# Orthogonal set

#### Amer

##### Active member
Let $$\{ \phi_0,\phi_1,...,\phi_n\}$$ othogonal set of polynomials on [a,b] n>0, with a weight function w(x) prove that

$$\int_{a}^b w(x)\phi_n Q_k (x) \; dx = 0$$

for any polynomail $$Q_k(x)$$ of degree k<n ?

My work :

I think there is a problem in the question since if we take $$x^2,x^3$$ on the interval [-1,1] they are orthogonal

but if we take x

$$\int_{-1}^{1} x(x^3 ) \; dx \neq 0$$

Last edited:

#### Deveno

##### Well-known member
MHB Math Scholar
you haven't defined your weight function w(x), but let's assume it is the constant function 1. clearly $1,x$ are orthogonal, so we can start with a basis:

$B = \{1,x,\dots \}$

now let's look at what our third basis element $ax^2 + bx + c$ might be:

being orthogonal to 1 requires that $\int_{-1}^1ax^2 + bx + c\ dx = 0$. evaluating the integral, we find that:

$\frac{a}{3} + c - (\frac{-a}{3} + (-c)) = \frac{2a}{3} + 2c = 0$, and simplifying we get: $c = \frac{-a}{3}$.

so our second degree polynomial is of the form: $ax^2 + bx - \frac{a}{3}$.
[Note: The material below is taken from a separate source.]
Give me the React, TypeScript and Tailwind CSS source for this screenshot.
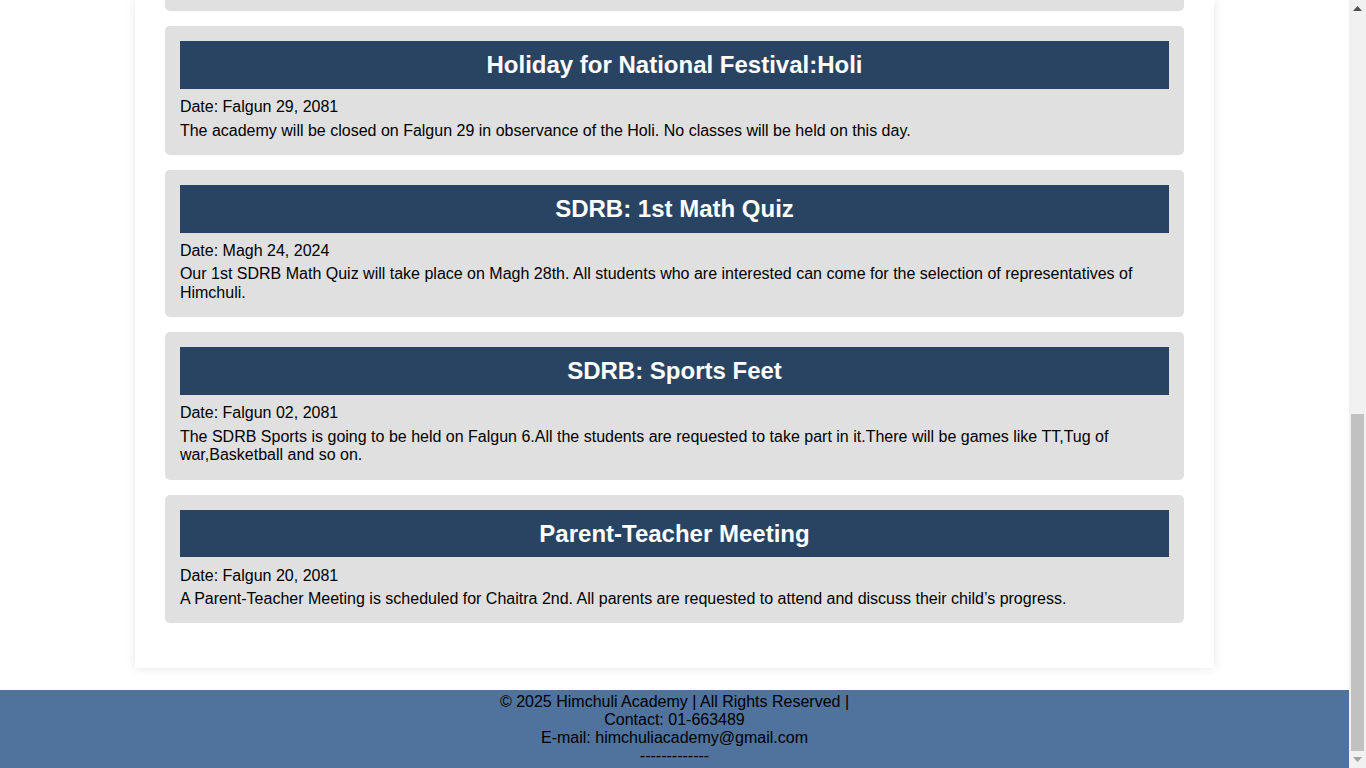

since we must also have our second-degree polynomial orthogonal to x, this means that:

$\int_{-1}^1 ax^3 + bx^2 - \frac{ax}{3}\ dx = 0$, and evaluating THAT interval leads to $b = 0$.

traditionally, these polynomials are "normalized" so that $\phi_k(1) = 1$, doing so for:

$\phi_2(x) = ax^2 - \frac{a}{3}$ leads to: $a = \frac{3}{2}$, so that we get: $\phi_2(x) = \frac{1}{2}(3x^2 - 1)$.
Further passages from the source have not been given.